The Obama attack successfully neutralized Romney’s main argument that as a businessman and numbers whiz, he was best suited to fix the economy. Postelection polling suggests that even though Romney had slightly higher numbers on economic performance than Obama in some polls, his advantage there was eclipsed by doubts about the soundness of his policies and his evenhandedness. According to pollster John Zogby, while most voters on Tuesday cited the economy as their top issue, as expected, 52 percent said that Romney’s policies would favor the wealthy, while a plurality of 43 percent said that Obama’s policies more greatly benefit the middle class.
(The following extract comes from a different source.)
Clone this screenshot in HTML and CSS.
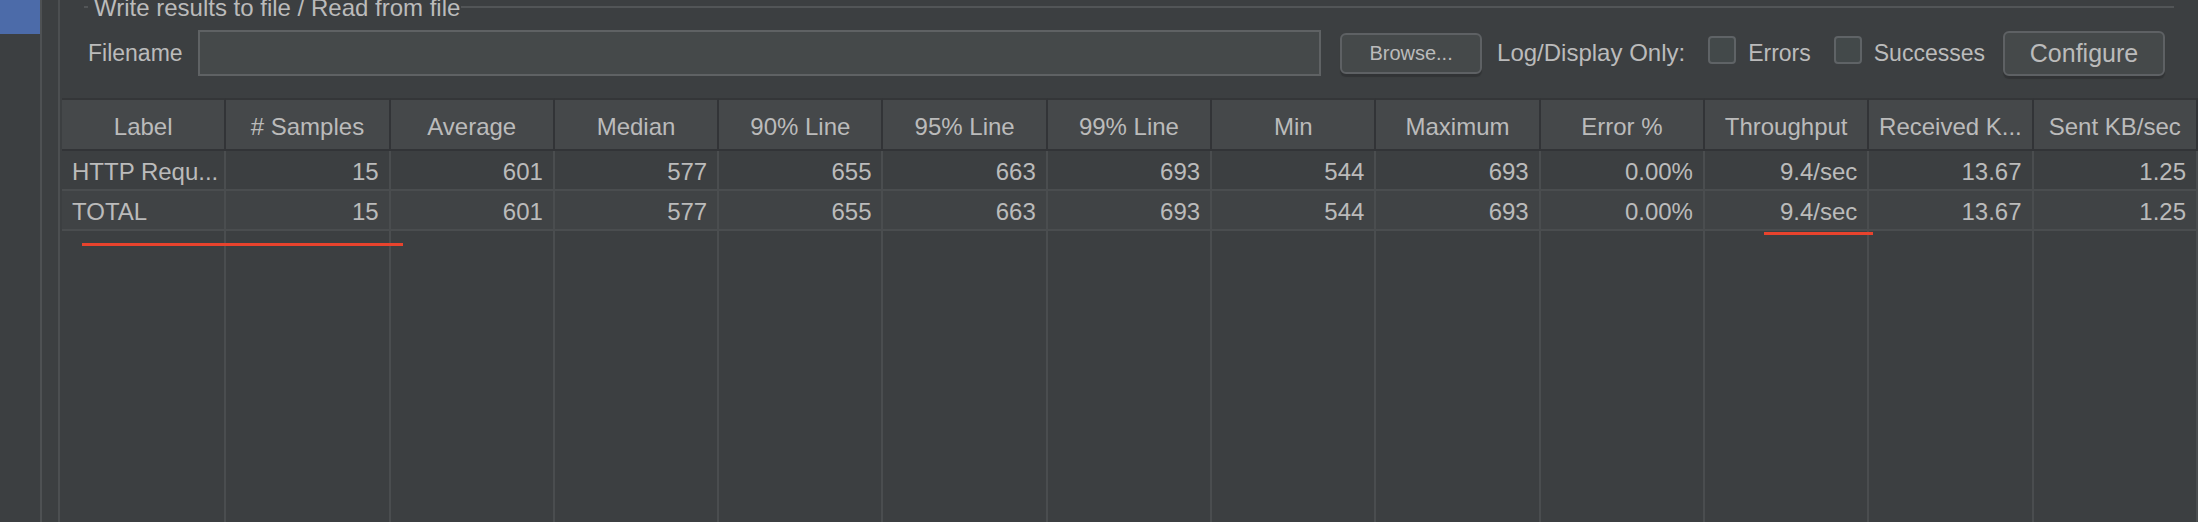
FILE: index.html
```html
<!DOCTYPE html>
<html lang="en">
<head>
<meta charset="utf-8">
<title>Summary Report</title>
<link rel="stylesheet" href="styles.css">
</head>
<body>
<div class="app">
  <aside class="sidebar"><div class="sidebar-tab"></div></aside>
  <div class="gutter"></div>
  <main class="main">
    <div class="titled">
      <span class="dash"></span>
      <span class="legend">Write results to file / Read from file</span>
      <span class="rule"></span>
    </div>
    <div class="file-row">
      <label class="lbl lbl-filename">Filename</label>
      <div class="field"></div>
      <button class="btn btn-browse">Browse...</button>
      <span class="lbl lbl-log">Log/Display Only:</span>
      <span class="check"></span>
      <span class="lbl lbl-errors">Errors</span>
      <span class="check"></span>
      <span class="lbl lbl-succ">Successes</span>
      <button class="btn btn-configure">Configure</button>
    </div>
    <table class="results">
      <thead>
        <tr>
          <th>Label</th><th># Samples</th><th>Average</th><th>Median</th><th>90% Line</th><th>95% Line</th><th>99% Line</th><th>Min</th><th>Maximum</th><th>Error %</th><th>Throughput</th><th>Received K...</th><th>Sent KB/sec</th>
        </tr>
      </thead>
      <tbody>
        <tr class="row">
          <td class="txt">HTTP Requ...</td><td>15</td><td>601</td><td>577</td><td>655</td><td>663</td><td>693</td><td>544</td><td>693</td><td>0.00%</td><td>9.4/sec</td><td>13.67</td><td>1.25</td>
        </tr>
        <tr class="row row-total">
          <td class="txt">TOTAL</td><td>15</td><td>601</td><td>577</td><td>655</td><td>663</td><td>693</td><td>544</td><td>693</td><td>0.00%</td><td>9.4/sec</td><td>13.67</td><td>1.25</td>
        </tr>
        <tr class="filler">
          <td></td><td></td><td></td><td></td><td></td><td></td><td></td><td></td><td></td><td></td><td></td><td></td><td></td>
        </tr>
      </tbody>
    </table>
  </main>
</div>
<div class="mark mark-total"></div>
<div class="mark mark-throughput"></div>
</body>
</html>
```
FILE: styles.css
```css
* { box-sizing: border-box; }
html, body {
  margin: 0;
  padding: 0;
}
body {
  width: 2198px;
  height: 522px;
  overflow: hidden;
  position: relative;
  background: #3c3f41;
  color: #bbbbbb;
  font-family: "Liberation Sans", Arial, sans-serif;
}
.app {
  display: flex;
  height: 522px;
}
.sidebar {
  width: 42px;
  border-right: 2px solid #4e5153;
  flex: none;
}
.sidebar-tab {
  width: 40px;
  height: 34px;
  background: #4c6ba9;
}
.gutter {
  width: 18px;
  border-right: 2px solid #4c4f51;
  flex: none;
}
.main {
  flex: 1;
  display: flex;
  flex-direction: column;
  min-width: 0;
}
.titled {
  display: flex;
  align-items: flex-start;
  height: 16px;
  padding: 0 24px;
}
.dash, .rule {
  height: 2px;
  margin-top: 6px;
  background: #525557;
}
.dash { width: 4px; flex: none; }
.rule { flex: 1; }
.legend {
  font-size: 24px;
  line-height: 16px;
  white-space: nowrap;
  margin: 0 1px 0 6px;
}
.file-row {
  display: flex;
  align-items: center;
  height: 46px;
  margin-top: 14px;
  padding: 0 33px 0 28px;
}
.lbl {
  font-size: 23px;
  white-space: nowrap;
}
.lbl-filename { margin-right: 15px; }
.lbl-log { font-size: 24px; margin-left: 15px; margin-right: 23px; }
.lbl-errors { margin-left: 12px; margin-right: 23px; }
.lbl-succ { margin-left: 12px; margin-right: 18px; }
.field {
  flex: 1;
  height: 46px;
  background: #45494a;
  border: 2px solid #5f6264;
}
.btn {
  font-family: "Liberation Sans", Arial, sans-serif;
  color: #bbbbbb;
  background: #45494a;
  border: 2px solid #5e6164;
  border-radius: 6px;
  box-shadow: 0 3px 1px rgba(0, 0, 0, 0.18);
  padding: 0;
  flex: none;
}
.btn-browse {
  width: 142px;
  height: 41px;
  margin-left: 19px;
  font-size: 20px;
}
.btn-configure {
  width: 162px;
  height: 45px;
  font-size: 25px;
}
.check {
  width: 28px;
  height: 28px;
  flex: none;
  background: #43494a;
  border: 2px solid #5f6366;
  border-radius: 4px;
  margin-bottom: 6px;
}
.results {
  margin-top: 22px;
  margin-left: 2px;
  width: 2136px;
  table-layout: fixed;
  border-collapse: separate;
  border-spacing: 0;
  font-size: 24px;
}
.results th {
  height: 53px;
  padding: 4px 4px 0;
  font-weight: normal;
  text-align: center;
  white-space: nowrap;
  overflow: hidden;
  background: #45484a;
  border-top: 2px solid #343638;
  border-bottom: 2px solid #323437;
  border-right: 2px solid #323437;
}
.results td {
  padding: 3px 10px 0;
  text-align: right;
  white-space: nowrap;
  overflow: hidden;
  border-right: 2px solid #4a4d4f;
}
.row td {
  height: 40px;
  border-bottom: 2px solid #4a4d4f;
}
.row-total td { background: #404345; }
.results td.txt { text-align: left; padding-left: 10px; }
.filler td { height: 300px; }
.mark {
  position: absolute;
  height: 3px;
  background: #e8432d;
}
.mark-total { left: 82px; top: 243px; width: 321px; }
.mark-throughput { left: 1764px; top: 232px; width: 109px; }
```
In addition, despite Romney’s impressive fundraising record, the Obama campaign was always ahead in organization, especially in maintaining its superb precinct-level ground game from 2008. This produced high turnout in the battleground states, even in the face of economic disillusionment. “It’s very tough to take out an incumbent president,” Tyler says. “Obama’s team just created a firewall in the battleground states.” The Obama campaign’s computer models also appear to have read the electorate far more accurately than Romney’s did.
Finally, Romney kept committing unforced errors, and Obama made very few. Romney’s gaffe-strewn tour of Britain and Israel in July; his callous exploitation of Ambassador Chris Stevens’s killing in Benghazi, Libya, on the day of his death (Sept. 11, no less); above all, his mind-boggling videotaped dismissal of “47 percent” of the country as bloodsucking government dependents—it all played into the Obama team’s portrait of him as a clueless, not-ready-for-prime-time player. By the time the Republican nominee regained his footing with a powerful performance in the first debate on Oct. 3 and began to run a fairly smooth campaign, it was too late to overcome an image of incompetence, aloofness, and lack of definition.